A psychiatrist’s perspective on the digital pill

One of my readers, Natalie, wondered about my thoughts about the digital pill.

My initial reactions were similar to several of those who were interviewed for the article. The digital pill, which provides electronic information to confirm whether someone has ingested the medication, has great potential to become a tool of coercion. Aripiprazole (Abilify) is classified as an antipsychotic medication, which is often prescribed to people who have beliefs that machines and other surveillance tools are in their bodies. Why would the nascent technology of a digital pill make its debut for this population?
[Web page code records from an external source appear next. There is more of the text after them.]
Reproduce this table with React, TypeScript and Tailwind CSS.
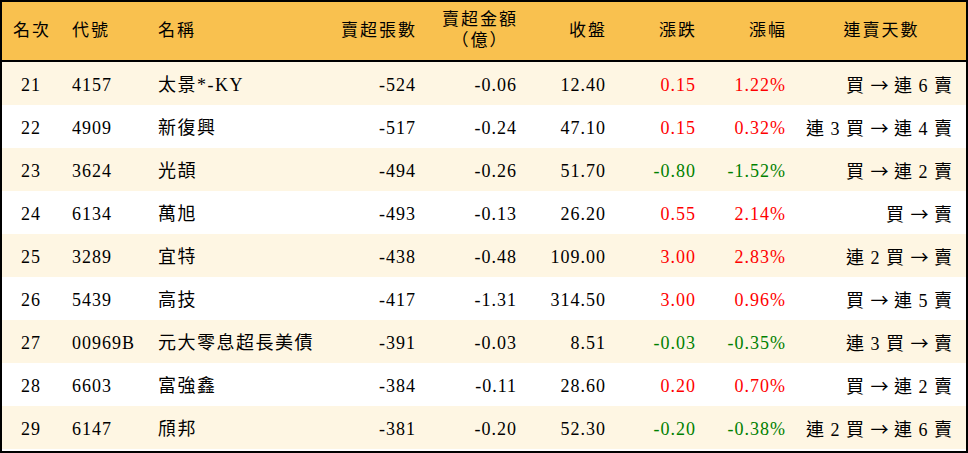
import React from "react"

type Row = {
  rank: number
  code: string
  name: string
  lots: string
  amount: string
  close: string
  change: string
  pct: string
  streak: string
}

const rows: Row[] = [
  { rank: 21, code: "4157", name: "太景*-KY", lots: "-524", amount: "-0.06", close: "12.40", change: "0.15", pct: "1.22%", streak: "買 → 連 6 賣" },
  { rank: 22, code: "4909", name: "新復興", lots: "-517", amount: "-0.24", close: "47.10", change: "0.15", pct: "0.32%", streak: "連 3 買 → 連 4 賣" },
  { rank: 23, code: "3624", name: "光頡", lots: "-494", amount: "-0.26", close: "51.70", change: "-0.80", pct: "-1.52%", streak: "買 → 連 2 賣" },
  { rank: 24, code: "6134", name: "萬旭", lots: "-493", amount: "-0.13", close: "26.20", change: "0.55", pct: "2.14%", streak: "買 → 賣" },
  { rank: 25, code: "3289", name: "宜特", lots: "-438", amount: "-0.48", close: "109.00", change: "3.00", pct: "2.83%", streak: "連 2 買 → 賣" },
  { rank: 26, code: "5439", name: "高技", lots: "-417", amount: "-1.31", close: "314.50", change: "3.00", pct: "0.96%", streak: "買 → 連 5 賣" },
  { rank: 27, code: "00969B", name: "元大零息超長美債", lots: "-391", amount: "-0.03", close: "8.51", change: "-0.03", pct: "-0.35%", streak: "連 3 買 → 賣" },
  { rank: 28, code: "6603", name: "富強鑫", lots: "-384", amount: "-0.11", close: "28.60", change: "0.20", pct: "0.70%", streak: "買 → 連 2 賣" },
  { rank: 29, code: "6147", name: "頎邦", lots: "-381", amount: "-0.20", close: "52.30", change: "-0.20", pct: "-0.38%", streak: "連 2 買 → 連 6 賣" },
]

const cols = "grid grid-cols-[58px_86px_154px_127px_101px_89px_90px_90px_1fr]"

// render the arrow with a full-width glyph, the rest stays as plain text
function Streak({ text }: { text: string }) {
  const [before, after] = text.split("→")
  return (
    <>
      {before}
      <span style={{ fontFamily: '"Noto Sans CJK TC", sans-serif' }} className="tracking-normal">→</span>
      {after}
    </>
  )
}

export default function App() {
  return (
    <div
      className="w-[968px] h-[453px] bg-white text-black border-2 border-black text-[18px] tracking-[1px]"
      style={{ fontFamily: '"Liberation Serif", "Noto Sans CJK TC", serif' }}
    >
      {/* Header */}
      <div className={`${cols} h-[60px] items-center bg-[#f9c14f] border-b-2 border-black text-[17px] tracking-[2px]`}>
        <div className="text-center pl-[2px]">名次</div>
        <div className="pl-3">代號</div>
        <div className="pl-3">名稱</div>
        <div className="text-right pr-[10px]">賣超張數</div>
        <div className="text-right pr-[10px]">
          <span className="inline-block text-center leading-[21px]">
            賣超金額
            <br />
            （億）
          </span>
        </div>
        <div className="text-right pr-[10px]">收盤</div>
        <div className="text-right pr-[10px]">漲跌</div>
        <div className="text-right pr-[10px]">漲幅</div>
        <div className="text-center">連賣天數</div>
      </div>

      {/* Rows */}
      {rows.map((r, i) => {
        const up = !r.change.startsWith("-")
        const color = up ? "text-[#ff0000]" : "text-[#008000]"
        return (
          <div
            key={r.rank}
            className={`${cols} h-[43px] pt-[3px] items-center ${i % 2 === 0 ? "bg-[#fef6e3]" : "bg-white"}`}
          >
            <div className="text-center">{r.rank}</div>
            <div className="pl-3">{r.code}</div>
            <div className="pl-3 whitespace-nowrap tracking-[1.5px]">{r.name}</div>
            <div className="text-right pr-[11px]">{r.lots}</div>
            <div className="text-right pr-[11px]">{r.amount}</div>
            <div className="text-right pr-[11px]">{r.close}</div>
            <div className={`text-right pr-[11px] ${color}`}>{r.change}</div>
            <div className={`text-right pr-[11px] ${color}`}>{r.pct}</div>
            <div className="text-right pr-[13px] whitespace-nowrap">
              <Streak text={r.streak} />
            </div>
          </div>
        )
      })}
    </div>
  )
}
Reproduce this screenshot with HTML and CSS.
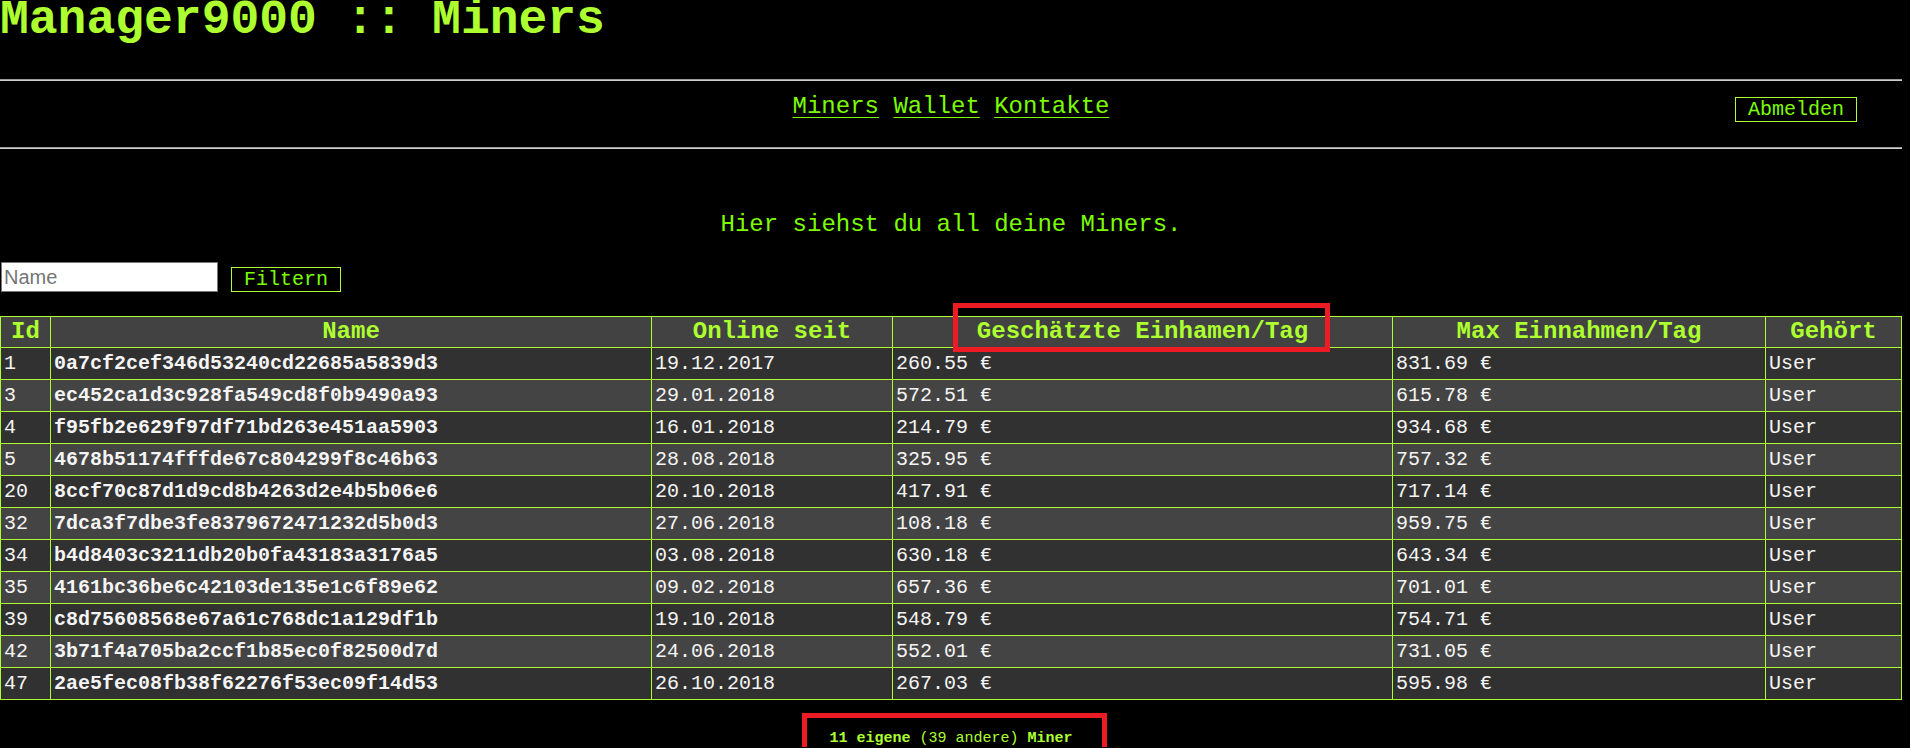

I have several other concerns about this digital pill:

1. The purported mechanism of action for aripiprazole (Abilify) involves hand-waving, which is yet another reason why its debut as a digital pill is perplexing. To the manufacturer’s credit, the package insert for aripiprazole is blunt: “The mechanism of action of aripiprazole in schizophrenia or bipolar mania, is unknown.” (Section 12.1.) The explanation in the scientific papers, though, gets those hands waving all over the place (warning: technical language fast approaching):

The development of D2 partial agonists is a logical strategy for the treatment of schizophrenia because the pathophysiologic mechanism of schizophrenia is thought to be based on too much dopamine activity in some regions of the brain and too little dopamine activity in other regions. A D2 partial agonist can act as a functional antagonist in areas of high levels of dopamine, such as the mesolimbic pathway, but not in areas of normal dopamine levels, such as the nigrostriatal and tuberoinfundibular pathways. Thus, a D2 partial agonist is expected to reduce the positive symptoms of schizophrenia without producing movement disorders or elevated prolactin levels. In regions of low dopamine concentration, such as the mesocortical pathway, a D2 partial agonist will show functional agonist activity.

Put into plain language, what all that means is aripiprazole might stimulate specific receptors in one part of the brain, but block those same receptors in other parts of the brain. The concentration of dopamine might determine whether aripiprazole stimulates or blocks those receptors.